Prep pupils join a national journey of scientific discovery…
Prep pupils in Years 5 and 6 have embarked on a journey of scientific discovery, as part of a nationwide initiative to inspire youngsters to get excited about science. The ‘Terrific Scientific’ campaign, backed by BBC Learning and research charity the Wellcome Trust, offers youngsters the opportunity to take part in fun mass-participation investigations, with real impact on current academic research projects. This academic year, classes will take part in five investigations, covering the topics of taste, water, time, trees and forces.
New this month is an interactive Terrific Scientific map of the UK, which will enable schools to upload results from each of their scientific investigations and then compare their results with others from across the country. Each investigation will also feed into real research being conducted by some of the UK’s leading universities, giving children a sense of purpose as they develop their scientific enquiry skills.

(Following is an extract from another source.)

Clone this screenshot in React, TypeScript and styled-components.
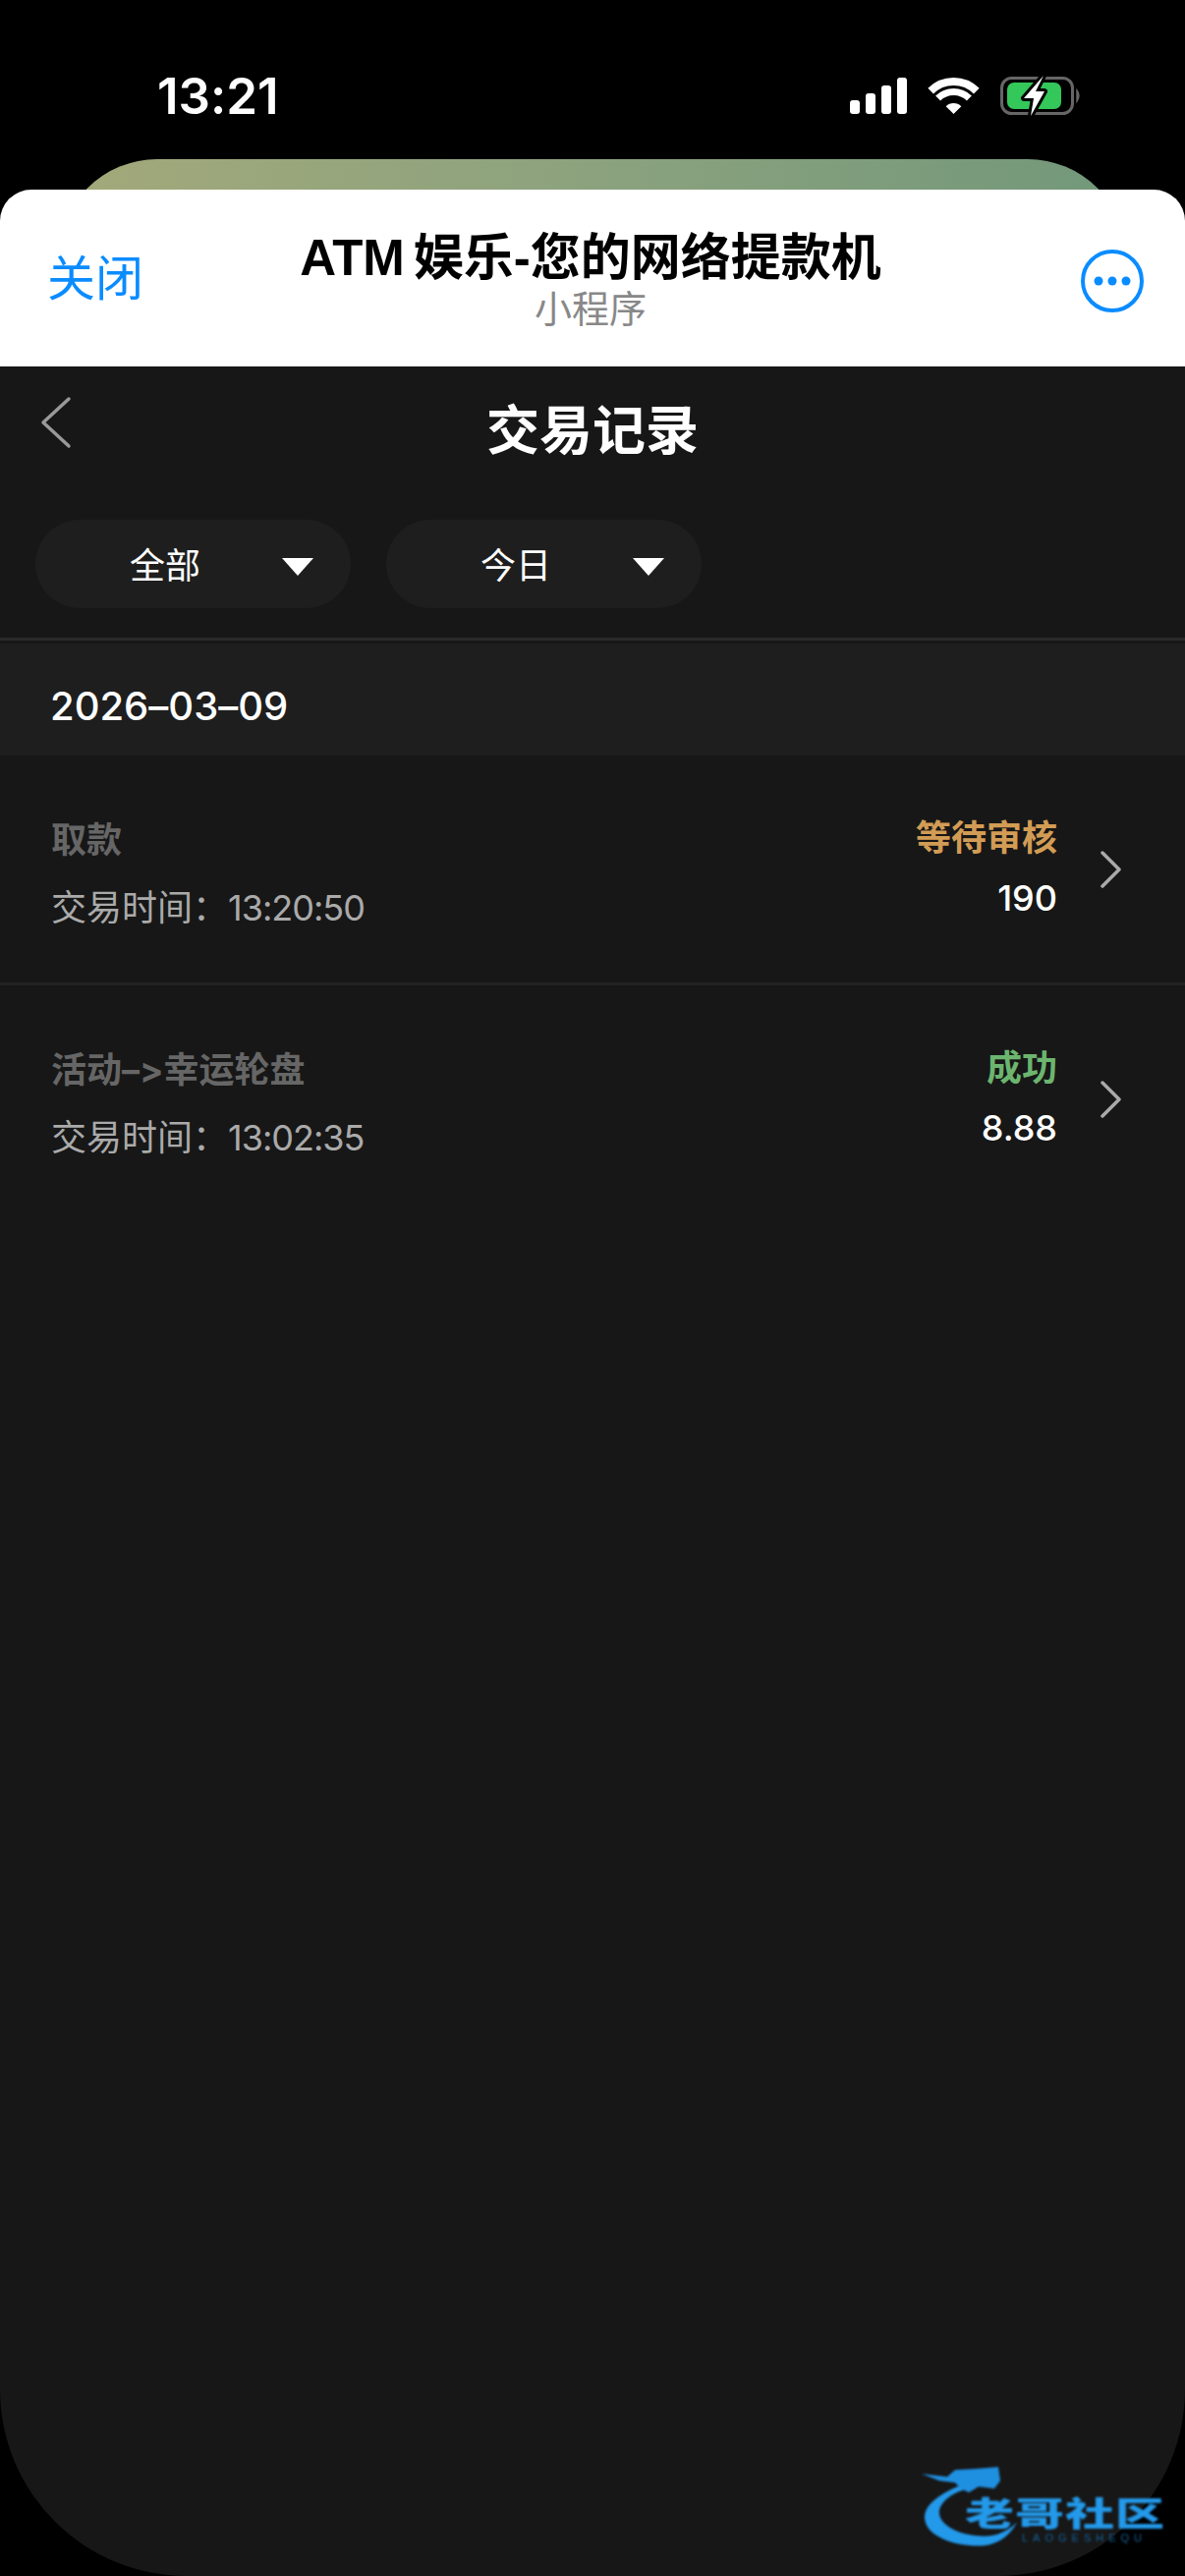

Teacher Mrs Suzanne Neal said: “Our first investigation was all about taste. By counting the number of fungiform papillae, the big pink bumps on the tongue which contain our taste buds, we were able to determine whether the children are a ‘super taster’, ‘taster’ or ‘non-taster’.”
Currently, fewer than 15% of 10-14 year olds in the UK aspire to pursue a career as a scientist, creating a potential skills shortage. The campaign aims to make science as accessible as possible and will include a series of Live Lessons and films featuring famous faces including BFG star Ruby Barnhill, and Terrific Scientific ambassador Liz Bonnin.
Speaking on BBC Breakfast, Bonnin said: “For some reason, science still has a lot of stereotypes attached to it. You've got to be brainy, or you've got to work in a lab, be an older gentleman with glasses and be extremely boring. But it couldn't be further from the truth, scientists are adventurers, creatives, and innovators.”